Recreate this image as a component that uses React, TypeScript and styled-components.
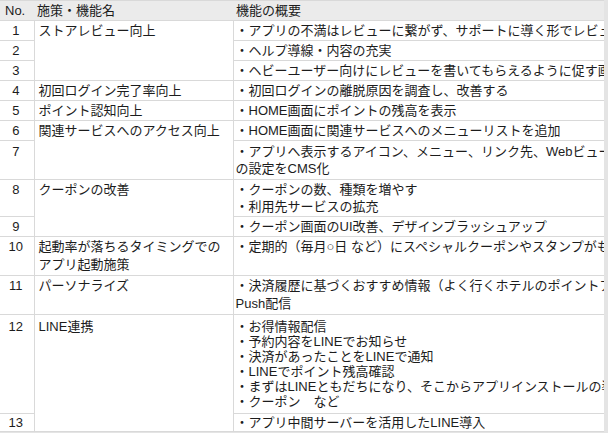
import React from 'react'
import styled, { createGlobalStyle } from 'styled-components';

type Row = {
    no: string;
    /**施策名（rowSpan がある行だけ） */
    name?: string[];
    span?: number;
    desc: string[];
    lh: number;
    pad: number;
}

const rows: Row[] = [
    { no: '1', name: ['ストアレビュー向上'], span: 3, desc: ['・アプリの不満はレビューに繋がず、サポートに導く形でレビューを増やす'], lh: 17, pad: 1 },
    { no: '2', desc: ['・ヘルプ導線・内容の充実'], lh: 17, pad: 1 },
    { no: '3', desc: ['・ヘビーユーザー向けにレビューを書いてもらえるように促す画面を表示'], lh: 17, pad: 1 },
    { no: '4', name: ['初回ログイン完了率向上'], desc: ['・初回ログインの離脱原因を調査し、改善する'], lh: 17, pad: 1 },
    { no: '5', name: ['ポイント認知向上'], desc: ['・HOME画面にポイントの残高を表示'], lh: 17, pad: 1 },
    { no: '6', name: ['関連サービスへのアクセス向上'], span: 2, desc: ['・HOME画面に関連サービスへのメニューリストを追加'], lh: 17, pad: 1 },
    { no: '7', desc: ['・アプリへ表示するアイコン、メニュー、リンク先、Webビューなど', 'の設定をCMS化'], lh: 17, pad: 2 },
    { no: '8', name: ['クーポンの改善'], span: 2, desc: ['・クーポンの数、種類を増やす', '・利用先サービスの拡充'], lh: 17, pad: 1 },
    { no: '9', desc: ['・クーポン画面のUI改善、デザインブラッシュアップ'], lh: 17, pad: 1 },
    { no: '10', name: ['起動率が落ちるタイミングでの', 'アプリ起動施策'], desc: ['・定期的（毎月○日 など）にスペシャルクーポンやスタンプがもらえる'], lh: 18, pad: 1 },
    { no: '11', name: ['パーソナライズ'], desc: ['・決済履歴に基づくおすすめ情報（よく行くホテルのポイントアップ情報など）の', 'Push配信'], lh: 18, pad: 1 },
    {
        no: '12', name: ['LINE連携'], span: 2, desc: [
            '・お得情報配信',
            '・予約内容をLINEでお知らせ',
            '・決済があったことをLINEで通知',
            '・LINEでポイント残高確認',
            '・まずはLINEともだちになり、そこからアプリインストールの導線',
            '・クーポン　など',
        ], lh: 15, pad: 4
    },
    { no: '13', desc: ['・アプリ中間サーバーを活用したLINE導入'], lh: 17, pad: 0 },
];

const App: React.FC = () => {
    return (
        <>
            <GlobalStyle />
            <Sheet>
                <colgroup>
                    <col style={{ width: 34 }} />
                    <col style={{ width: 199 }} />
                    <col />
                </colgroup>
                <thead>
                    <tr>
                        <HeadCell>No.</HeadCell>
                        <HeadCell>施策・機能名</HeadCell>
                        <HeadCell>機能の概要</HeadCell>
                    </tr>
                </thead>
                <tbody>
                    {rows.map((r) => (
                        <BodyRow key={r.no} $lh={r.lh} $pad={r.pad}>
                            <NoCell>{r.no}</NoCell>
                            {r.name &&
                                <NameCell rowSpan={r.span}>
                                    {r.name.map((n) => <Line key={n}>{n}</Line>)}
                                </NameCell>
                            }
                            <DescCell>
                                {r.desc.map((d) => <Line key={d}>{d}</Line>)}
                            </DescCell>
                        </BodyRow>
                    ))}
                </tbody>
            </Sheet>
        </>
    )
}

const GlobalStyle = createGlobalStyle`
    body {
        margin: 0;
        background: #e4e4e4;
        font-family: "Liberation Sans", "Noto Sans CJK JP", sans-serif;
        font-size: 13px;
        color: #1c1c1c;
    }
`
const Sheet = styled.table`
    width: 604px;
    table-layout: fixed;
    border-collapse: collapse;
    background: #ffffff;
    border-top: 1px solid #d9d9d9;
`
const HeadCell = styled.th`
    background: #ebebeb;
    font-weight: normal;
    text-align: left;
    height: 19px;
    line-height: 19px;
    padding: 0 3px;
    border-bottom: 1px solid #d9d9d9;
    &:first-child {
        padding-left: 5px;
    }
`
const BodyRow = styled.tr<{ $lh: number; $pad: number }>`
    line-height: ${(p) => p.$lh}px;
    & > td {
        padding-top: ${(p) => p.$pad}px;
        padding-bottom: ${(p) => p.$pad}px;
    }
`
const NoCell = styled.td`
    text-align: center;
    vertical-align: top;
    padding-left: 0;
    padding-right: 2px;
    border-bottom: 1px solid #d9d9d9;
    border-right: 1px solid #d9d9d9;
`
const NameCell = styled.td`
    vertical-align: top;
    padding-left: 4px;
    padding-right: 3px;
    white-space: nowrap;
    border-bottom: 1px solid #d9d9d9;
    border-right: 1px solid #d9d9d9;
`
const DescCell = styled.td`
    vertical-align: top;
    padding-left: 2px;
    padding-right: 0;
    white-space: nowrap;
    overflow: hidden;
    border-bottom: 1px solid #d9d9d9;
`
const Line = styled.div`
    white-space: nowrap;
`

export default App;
******************************
◆ WORK TO BE COMPLETED: Retype each line of the listing above word for word. Exclude the pictures.

◆ SOLUTION:
Recreate this image as a component that uses React, TypeScript and styled-components.
import React from 'react'
import styled, { createGlobalStyle } from 'styled-components';

type Row = {
    no: string;
    /**施策名（rowSpan がある行だけ） */
    name?: string[];
    span?: number;
    desc: string[];
    lh: number;
    pad: number;
}

const rows: Row[] = [
    { no: '1', name: ['ストアレビュー向上'], span: 3, desc: ['・アプリの不満はレビューに繋がず、サポートに導く形でレビューを増やす'], lh: 17, pad: 1 },
    { no: '2', desc: ['・ヘルプ導線・内容の充実'], lh: 17, pad: 1 },
    { no: '3', desc: ['・ヘビーユーザー向けにレビューを書いてもらえるように促す画面を表示'], lh: 17, pad: 1 },
    { no: '4', name: ['初回ログイン完了率向上'], desc: ['・初回ログインの離脱原因を調査し、改善する'], lh: 17, pad: 1 },
    { no: '5', name: ['ポイント認知向上'], desc: ['・HOME画面にポイントの残高を表示'], lh: 17, pad: 1 },
    { no: '6', name: ['関連サービスへのアクセス向上'], span: 2, desc: ['・HOME画面に関連サービスへのメニューリストを追加'], lh: 17, pad: 1 },
    { no: '7', desc: ['・アプリへ表示するアイコン、メニュー、リンク先、Webビューなど', 'の設定をCMS化'], lh: 17, pad: 2 },
    { no: '8', name: ['クーポンの改善'], span: 2, desc: ['・クーポンの数、種類を増やす', '・利用先サービスの拡充'], lh: 17, pad: 1 },
    { no: '9', desc: ['・クーポン画面のUI改善、デザインブラッシュアップ'], lh: 17, pad: 1 },
    { no: '10', name: ['起動率が落ちるタイミングでの', 'アプリ起動施策'], desc: ['・定期的（毎月○日 など）にスペシャルクーポンやスタンプがもらえる'], lh: 18, pad: 1 },
    { no: '11', name: ['パーソナライズ'], desc: ['・決済履歴に基づくおすすめ情報（よく行くホテルのポイントアップ情報など）の', 'Push配信'], lh: 18, pad: 1 },
    {
        no: '12', name: ['LINE連携'], span: 2, desc: [
            '・お得情報配信',
            '・予約内容をLINEでお知らせ',
            '・決済があったことをLINEで通知',
            '・LINEでポイント残高確認',
            '・まずはLINEともだちになり、そこからアプリインストールの導線',
            '・クーポン　など',
        ], lh: 15, pad: 4
    },
    { no: '13', desc: ['・アプリ中間サーバーを活用したLINE導入'], lh: 17, pad: 0 },
];

const App: React.FC = () => {
    return (
        <>
            <GlobalStyle />
            <Sheet>
                <colgroup>
                    <col style={{ width: 34 }} />
                    <col style={{ width: 199 }} />
                    <col />
                </colgroup>
                <thead>
                    <tr>
                        <HeadCell>No.</HeadCell>
                        <HeadCell>施策・機能名</HeadCell>
                        <HeadCell>機能の概要</HeadCell>
                    </tr>
                </thead>
                <tbody>
                    {rows.map((r) => (
                        <BodyRow key={r.no} $lh={r.lh} $pad={r.pad}>
                            <NoCell>{r.no}</NoCell>
                            {r.name &&
                                <NameCell rowSpan={r.span}>
                                    {r.name.map((n) => <Line key={n}>{n}</Line>)}
                                </NameCell>
                            }
                            <DescCell>
                                {r.desc.map((d) => <Line key={d}>{d}</Line>)}
                            </DescCell>
                        </BodyRow>
                    ))}
                </tbody>
            </Sheet>
        </>
    )
}

const GlobalStyle = createGlobalStyle`
    body {
        margin: 0;
        background: #e4e4e4;
        font-family: "Liberation Sans", "Noto Sans CJK JP", sans-serif;
        font-size: 13px;
        color: #1c1c1c;
    }
`
const Sheet = styled.table`
    width: 604px;
    table-layout: fixed;
    border-collapse: collapse;
    background: #ffffff;
    border-top: 1px solid #d9d9d9;
`
const HeadCell = styled.th`
    background: #ebebeb;
    font-weight: normal;
    text-align: left;
    height: 19px;
    line-height: 19px;
    padding: 0 3px;
    border-bottom: 1px solid #d9d9d9;
    &:first-child {
        padding-left: 5px;
    }
`
const BodyRow = styled.tr<{ $lh: number; $pad: number }>`
    line-height: ${(p) => p.$lh}px;
    & > td {
        padding-top: ${(p) => p.$pad}px;
        padding-bottom: ${(p) => p.$pad}px;
    }
`
const NoCell = styled.td`
    text-align: center;
    vertical-align: top;
    padding-left: 0;
    padding-right: 2px;
    border-bottom: 1px solid #d9d9d9;
    border-right: 1px solid #d9d9d9;
`
const NameCell = styled.td`
    vertical-align: top;
    padding-left: 4px;
    padding-right: 3px;
    white-space: nowrap;
    border-bottom: 1px solid #d9d9d9;
    border-right: 1px solid #d9d9d9;
`
const DescCell = styled.td`
    vertical-align: top;
    padding-left: 2px;
    padding-right: 0;
    white-space: nowrap;
    overflow: hidden;
    border-bottom: 1px solid #d9d9d9;
`
const Line = styled.div`
    white-space: nowrap;
`

export default App;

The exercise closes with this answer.